In its smallest new store expansion effort since the 1970s, the world’s largest retailer will continue its aggressive store remodeling program of the past five years. Walmart, which will open fewer than 25 new stores nationally (a mix of Neighborhood Markets and SuperCenters including one in Mount Laurel, NJ in the next two months), will invest $169 million to refurbish 40 existing units in New Jersey, New York and Pennsylvania over the next 12 months as part of the retailer’s $11 billion capital budget for fiscal 2019.
A large part of that budget is devoted to the continuing improvement of its digital platform which since 2016, when it acquired jet.com, has focused on enhancing and expanding its ecommerce initiatives both for grocery delivery and in conjunction with its more than 5,300 stores in the U.S.

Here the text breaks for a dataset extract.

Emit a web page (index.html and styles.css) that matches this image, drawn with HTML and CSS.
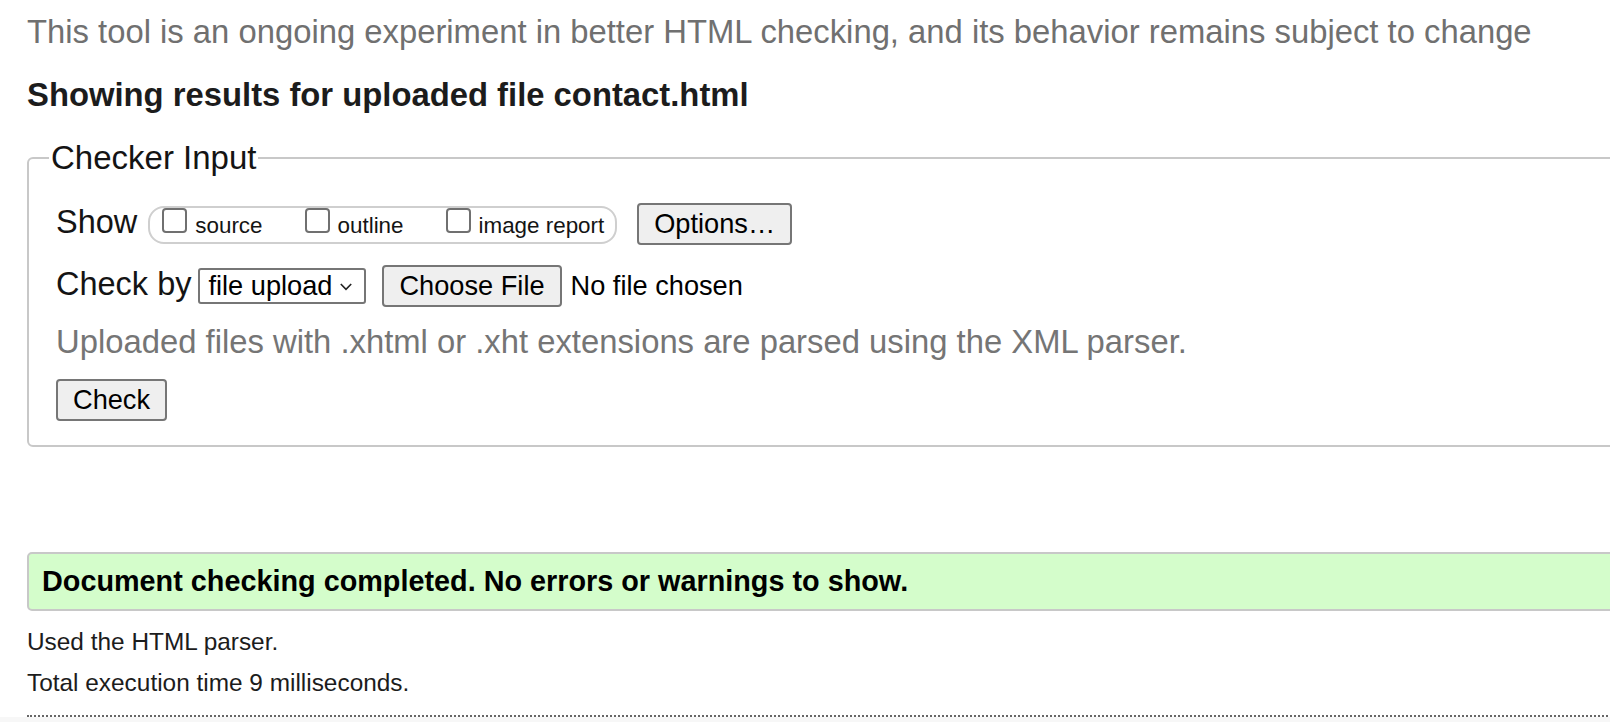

And in line with those initiatives, Walmart will be expanding its use of scan & go in-store ordering, and utilization of pickup towers in conjunction with online ordering at many of the remodeled units.
As for its aggressive remodeling plan in three of the most densely populated states where it does business, Walmart will spend $68 million to upgrade 11 Garden State stores located in: Brick, Boonton, Cinnaminson, Howell, Kearny, Lumberton, Marlton, North Brunswick, Rio Grande, Turnersville and Woodbridge. Walmart operates 73 stores in New Jersey.
In New York, Walmart will invest $52 million on 15 remodels in: Amsterdam, Auburn, East Greenbush, Fishkill, Geneva, Glenmont, Greece, Half Moon, Islandia, Johnson City, Oneida, Seneca Falls, Valley Stream, Waterloo and Watkins Glen. The world’s largest merchant currently operates 116 in the Empire State.
Pennsylvania will see $49 million spent on 14 remodels over the next year. Those stores are located in: Bensalem, Bethlehem, Bloomsburg, Corry, Easton, Ephrata, Greenville, Hermitage, Milford, North Huntingdon, Pittsburgh, Shippensburg, Taylor and Waynesburg. Walmart runs 162 units in Pennsylvania.
In neighboring states, Walmart said it will spend $28 million on upgrades for eight of its Maryland stores and $75 million to remodel 13 Virginia stores. No stores in Delaware or the six New England states, where its presence is among the smallest in the country (on a per capita basis), were targeted for store remodelings.